The position_ids for the wrapped junction tokens are assigned positions 16564-16568, not positions that exceed genome_length. The circular PE handles the topology.
Heteroplasmy Channel
Heteroplasmy is the presence of two or more mitochondrial DNA variants within a single cell (e.g., 80% wild-type copies, 20% mutant copies). Standard sequence models expect one definitive base at each position; the heteroplasmy channel extends the model to handle continuous mixtures.
Input format
het_levels is an optional np.ndarray of shape (genome_length,) with float values in [0, 1]. Each value is the fraction of mtDNA copies carrying an alternate allele at that position.

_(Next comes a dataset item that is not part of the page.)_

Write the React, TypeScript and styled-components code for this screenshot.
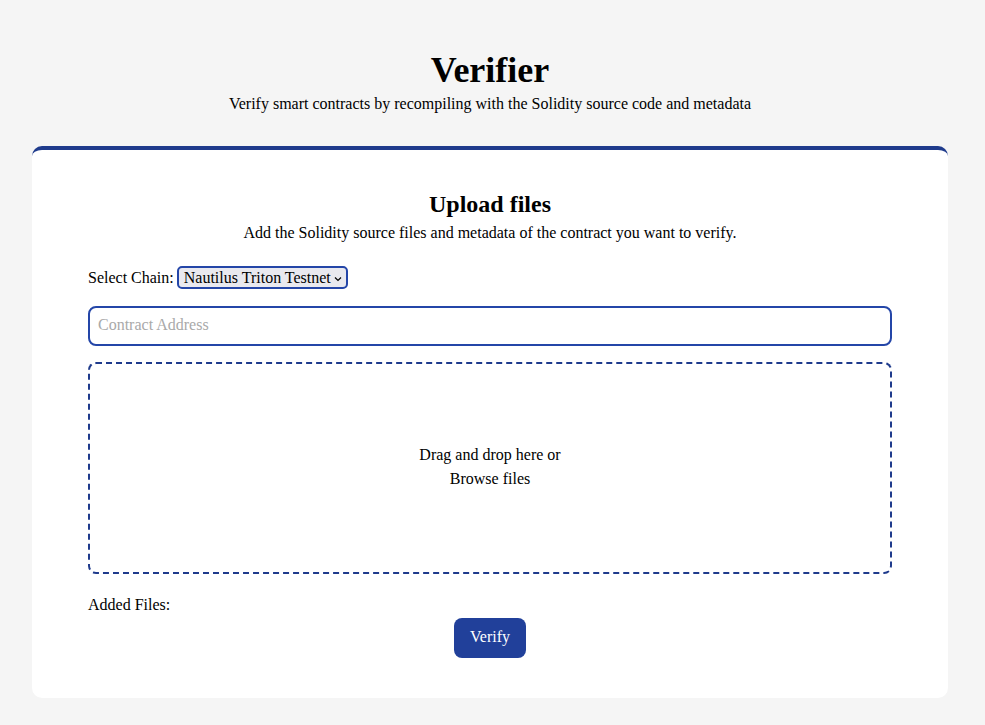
import React from "react";
import styled, { createGlobalStyle } from "styled-components";

const Global = createGlobalStyle`
  html, body { margin: 0; padding: 0; background: #f5f5f5; }
  body { font-family: "Liberation Serif", "Times New Roman", serif; color: #000; }
`;

const Page = styled.div`
  padding: 50px 37px 27px 32px;
`;

const Header = styled.header`
  display: flex;
  flex-direction: column;
  align-items: center;
`;

const Title = styled.h1`
  margin: 0;
  font-size: 36px;
  line-height: 41px;
  font-weight: 700;
`;

const Subtitle = styled.p`
  margin: 4px 0 0;
  font-size: 16px;
  line-height: 18px;
`;

const Card = styled.section`
  margin-top: 33px;
  background: #fff;
  border-top: 4px solid #1f3b8c;
  border-radius: 10px;
  padding: 40px 56px 40px;
  display: flex;
  flex-direction: column;
`;

const CardTitle = styled.h2`
  margin: 0;
  text-align: center;
  font-size: 24px;
  line-height: 28px;
  font-weight: 700;
`;

const CardSub = styled.p`
  margin: 6px 0 0;
  text-align: center;
  font-size: 16px;
  line-height: 18px;
`;

const ChainRow = styled.label`
  margin-top: 24px;
  display: flex;
  align-items: center;
  gap: 3px;
  font-size: 16px;
  height: 23px;
`;

const SelectBox = styled.div`
  display: inline-flex;
  align-items: center;
  gap: 3px;
  height: 23px;
  box-sizing: border-box;
  padding: 0 4px 0 5px;
  border: 2px solid #2446a8;
  border-radius: 5px;
  background: #e9e9ef;
  font-size: 16px;
`;

const Chevron = styled.svg`
  width: 8px;
  height: 8px;
  margin-top: 3px;
`;

const AddressInput = styled.input`
  margin-top: 17px;
  height: 40px;
  box-sizing: border-box;
  width: 100%;
  border: 2px solid #2446a8;
  border-radius: 8px;
  padding: 0 8px 2px;
  font-family: "Liberation Serif", "Times New Roman", serif;
  font-size: 16px;
  outline: none;
  &::placeholder { color: #a9a9a9; }
`;

const DropZone = styled.div`
  margin-top: 16px;
  height: 212px;
  box-sizing: border-box;
  border: 2px dashed #1f3b8c;
  border-radius: 8px;
  padding-bottom: 2px;
  display: flex;
  flex-direction: column;
  align-items: center;
  justify-content: center;
  font-size: 16px;
  line-height: 24px;
  text-align: center;
`;

const AddedLabel = styled.div`
  margin-top: 22px;
  font-size: 16px;
  line-height: 18px;
`;

const VerifyButton = styled.button`
  margin: 4px auto 0;
  height: 40px;
  padding: 0 16px 2px;
  border: none;
  border-radius: 8px;
  background: #21409a;
  color: #fff;
  font-family: "Liberation Serif", "Times New Roman", serif;
  font-size: 16px;
  cursor: pointer;
`;

export default function App() {
  return (
    <>
      <Global />
      <Page>
        <Header>
          <Title>Verifier</Title>
          <Subtitle>Verify smart contracts by recompiling with the Solidity source code and metadata</Subtitle>
        </Header>
        <Card>
          <CardTitle>Upload files</CardTitle>
          <CardSub>Add the Solidity source files and metadata of the contract you want to verify.</CardSub>
          <ChainRow>
            Select Chain:
            <SelectBox>
              Nautilus Triton Testnet
              <Chevron viewBox="0 0 8 8">
                <path d="M1 2.5 L4 5.5 L7 2.5" fill="none" stroke="#000" strokeWidth="1.2" />
              </Chevron>
            </SelectBox>
          </ChainRow>
          <AddressInput placeholder="Contract Address" />
          <DropZone>
            <div>Drag and drop here or</div>
            <div>Browse files</div>
          </DropZone>
          <AddedLabel>Added Files:</AddedLabel>
          <VerifyButton>Verify</VerifyButton>
        </Card>
      </Page>
    </>
  );
}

0.0: all copies are wild-type at this position0.5: 50/50 mixture (maximum heteroplasmy)1.0: all copies carry the alternate allele (homoplasmic variant)

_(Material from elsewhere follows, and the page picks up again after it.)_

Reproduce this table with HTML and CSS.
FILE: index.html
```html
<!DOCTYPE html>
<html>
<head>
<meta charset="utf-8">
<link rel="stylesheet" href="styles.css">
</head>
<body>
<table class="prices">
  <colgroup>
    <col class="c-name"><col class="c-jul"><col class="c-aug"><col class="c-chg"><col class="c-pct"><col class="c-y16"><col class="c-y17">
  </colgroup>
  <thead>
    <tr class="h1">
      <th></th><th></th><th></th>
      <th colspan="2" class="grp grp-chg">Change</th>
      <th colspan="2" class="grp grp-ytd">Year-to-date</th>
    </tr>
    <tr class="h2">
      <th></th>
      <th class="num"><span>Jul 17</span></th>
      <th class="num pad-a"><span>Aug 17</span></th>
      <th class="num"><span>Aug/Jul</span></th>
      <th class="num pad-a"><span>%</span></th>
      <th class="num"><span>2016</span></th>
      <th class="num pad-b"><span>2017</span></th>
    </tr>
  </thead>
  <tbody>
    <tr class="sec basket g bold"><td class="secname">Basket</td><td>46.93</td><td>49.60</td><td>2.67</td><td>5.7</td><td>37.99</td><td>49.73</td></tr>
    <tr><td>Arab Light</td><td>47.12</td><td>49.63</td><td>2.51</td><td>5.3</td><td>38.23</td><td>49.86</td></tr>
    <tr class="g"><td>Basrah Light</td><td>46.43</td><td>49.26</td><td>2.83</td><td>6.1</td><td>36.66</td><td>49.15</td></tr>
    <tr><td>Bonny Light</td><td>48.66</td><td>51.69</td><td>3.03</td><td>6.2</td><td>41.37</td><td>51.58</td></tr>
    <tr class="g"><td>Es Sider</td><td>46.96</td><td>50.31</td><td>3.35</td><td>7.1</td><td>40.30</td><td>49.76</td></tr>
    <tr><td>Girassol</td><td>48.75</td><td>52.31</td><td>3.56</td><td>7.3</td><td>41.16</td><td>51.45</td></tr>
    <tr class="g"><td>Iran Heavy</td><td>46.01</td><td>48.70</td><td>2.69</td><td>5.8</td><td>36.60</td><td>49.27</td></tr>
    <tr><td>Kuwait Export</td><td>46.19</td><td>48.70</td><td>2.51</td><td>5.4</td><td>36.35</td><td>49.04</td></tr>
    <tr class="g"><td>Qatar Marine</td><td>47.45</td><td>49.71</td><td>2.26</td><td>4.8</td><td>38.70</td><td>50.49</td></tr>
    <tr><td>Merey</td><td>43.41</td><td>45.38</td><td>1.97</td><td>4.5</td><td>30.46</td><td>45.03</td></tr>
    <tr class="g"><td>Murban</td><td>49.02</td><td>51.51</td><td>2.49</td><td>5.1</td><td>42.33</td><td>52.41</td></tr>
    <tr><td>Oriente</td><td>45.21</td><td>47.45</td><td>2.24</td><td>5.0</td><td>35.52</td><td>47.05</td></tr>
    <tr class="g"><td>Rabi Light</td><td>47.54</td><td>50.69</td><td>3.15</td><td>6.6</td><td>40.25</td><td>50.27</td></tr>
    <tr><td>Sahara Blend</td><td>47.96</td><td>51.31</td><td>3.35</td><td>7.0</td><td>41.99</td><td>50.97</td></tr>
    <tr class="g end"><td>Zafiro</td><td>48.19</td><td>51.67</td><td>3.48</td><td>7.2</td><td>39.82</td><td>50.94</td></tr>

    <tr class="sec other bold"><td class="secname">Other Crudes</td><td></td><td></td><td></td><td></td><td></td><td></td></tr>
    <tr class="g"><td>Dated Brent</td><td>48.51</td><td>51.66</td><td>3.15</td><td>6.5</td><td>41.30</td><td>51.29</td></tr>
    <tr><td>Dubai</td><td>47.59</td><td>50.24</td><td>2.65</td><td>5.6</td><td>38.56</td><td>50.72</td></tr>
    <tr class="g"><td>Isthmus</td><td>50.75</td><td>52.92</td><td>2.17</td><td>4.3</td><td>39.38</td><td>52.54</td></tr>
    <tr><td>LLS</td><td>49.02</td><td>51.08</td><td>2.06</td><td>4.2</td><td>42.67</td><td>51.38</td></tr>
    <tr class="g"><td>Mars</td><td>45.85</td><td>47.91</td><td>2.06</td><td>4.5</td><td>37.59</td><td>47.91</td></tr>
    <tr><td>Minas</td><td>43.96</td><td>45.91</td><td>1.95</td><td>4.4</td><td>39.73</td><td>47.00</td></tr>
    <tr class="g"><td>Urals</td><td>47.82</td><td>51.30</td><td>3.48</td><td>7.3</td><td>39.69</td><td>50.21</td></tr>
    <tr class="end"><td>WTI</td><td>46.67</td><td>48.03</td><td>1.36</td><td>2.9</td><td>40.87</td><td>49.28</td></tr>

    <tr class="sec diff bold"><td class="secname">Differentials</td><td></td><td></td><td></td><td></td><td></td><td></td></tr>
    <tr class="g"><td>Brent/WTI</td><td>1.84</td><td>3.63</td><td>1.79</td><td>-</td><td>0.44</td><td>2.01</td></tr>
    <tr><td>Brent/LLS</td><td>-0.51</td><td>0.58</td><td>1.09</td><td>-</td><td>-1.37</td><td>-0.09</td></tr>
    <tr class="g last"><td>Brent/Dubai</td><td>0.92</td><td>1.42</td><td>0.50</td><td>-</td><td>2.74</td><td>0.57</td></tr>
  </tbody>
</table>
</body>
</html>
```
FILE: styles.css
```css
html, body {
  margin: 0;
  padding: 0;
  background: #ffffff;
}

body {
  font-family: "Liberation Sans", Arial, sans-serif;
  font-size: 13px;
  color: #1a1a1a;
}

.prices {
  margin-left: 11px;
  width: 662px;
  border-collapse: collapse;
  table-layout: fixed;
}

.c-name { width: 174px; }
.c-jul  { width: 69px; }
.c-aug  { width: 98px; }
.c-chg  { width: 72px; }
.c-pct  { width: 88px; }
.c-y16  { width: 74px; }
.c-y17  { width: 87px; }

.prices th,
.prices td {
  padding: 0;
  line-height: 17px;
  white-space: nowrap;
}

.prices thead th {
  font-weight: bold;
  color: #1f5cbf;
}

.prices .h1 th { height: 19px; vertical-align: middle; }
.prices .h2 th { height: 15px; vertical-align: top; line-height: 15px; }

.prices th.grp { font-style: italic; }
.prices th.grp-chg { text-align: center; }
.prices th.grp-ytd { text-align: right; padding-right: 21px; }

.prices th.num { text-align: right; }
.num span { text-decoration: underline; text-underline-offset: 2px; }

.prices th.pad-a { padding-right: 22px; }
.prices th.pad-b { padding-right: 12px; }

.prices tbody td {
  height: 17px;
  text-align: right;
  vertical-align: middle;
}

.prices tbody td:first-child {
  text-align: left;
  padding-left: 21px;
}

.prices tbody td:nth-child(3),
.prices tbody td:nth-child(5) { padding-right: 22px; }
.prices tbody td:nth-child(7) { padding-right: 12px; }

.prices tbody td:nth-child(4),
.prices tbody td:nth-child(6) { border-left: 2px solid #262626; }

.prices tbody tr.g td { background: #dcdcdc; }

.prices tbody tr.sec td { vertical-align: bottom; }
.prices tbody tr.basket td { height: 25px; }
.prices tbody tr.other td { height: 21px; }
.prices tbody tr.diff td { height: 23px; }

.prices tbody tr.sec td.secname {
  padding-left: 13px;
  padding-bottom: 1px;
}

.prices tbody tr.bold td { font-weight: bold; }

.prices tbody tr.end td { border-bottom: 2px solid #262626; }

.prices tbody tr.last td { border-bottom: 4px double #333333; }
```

In most sequences, het_levels is all zeros. The model handles this gracefully: the het projection contributes zero to the embedding when all values are zero.
How it feeds into the model
In MtDNAEmbeddings, the heteroplasmy scalar is projected into the embedding space:
het_proj = self.het_norm(self.het_projection(het_values.unsqueeze(-1)))
emb = kmer_emb + circular_pe + het_proj
The projection is a Linear(1, hidden_size) layer followed by LayerNorm. This learned transformation allows the model to modulate the k-mer representation based on how heteroplasmically variable the position is.
Why a linear projection instead of discretization? Discretizing (e.g., high/medium/low) introduces an arbitrary threshold and discards information. The continuous projection is learned end-to-end and preserves the full signal.
Vocabulary Statistics
For the human mtDNA corpus (HmtDB, ~47k sequences):
| Statistic | Value |
|---|---|
| Total unique k-mers observed | 4,068 of 4,096 (99.3%) |
| K-mers never observed | ~28 (all contain unusual base combinations) |
| Mean tokens per genome | 16,564 (≈ genome_length − k + 1) |
| Most frequent k-mer | varies by GC content; poly-C tracts (D-loop) dominate |
[UNK] token rate |
< 0.1% of tokens (N bases are rare in curated HmtDB) |
The near-complete coverage of the k-mer vocabulary means the model is unlikely to encounter out-of-vocabulary tokens even on divergent sequences (Neanderthal, Denisovan) not seen during training.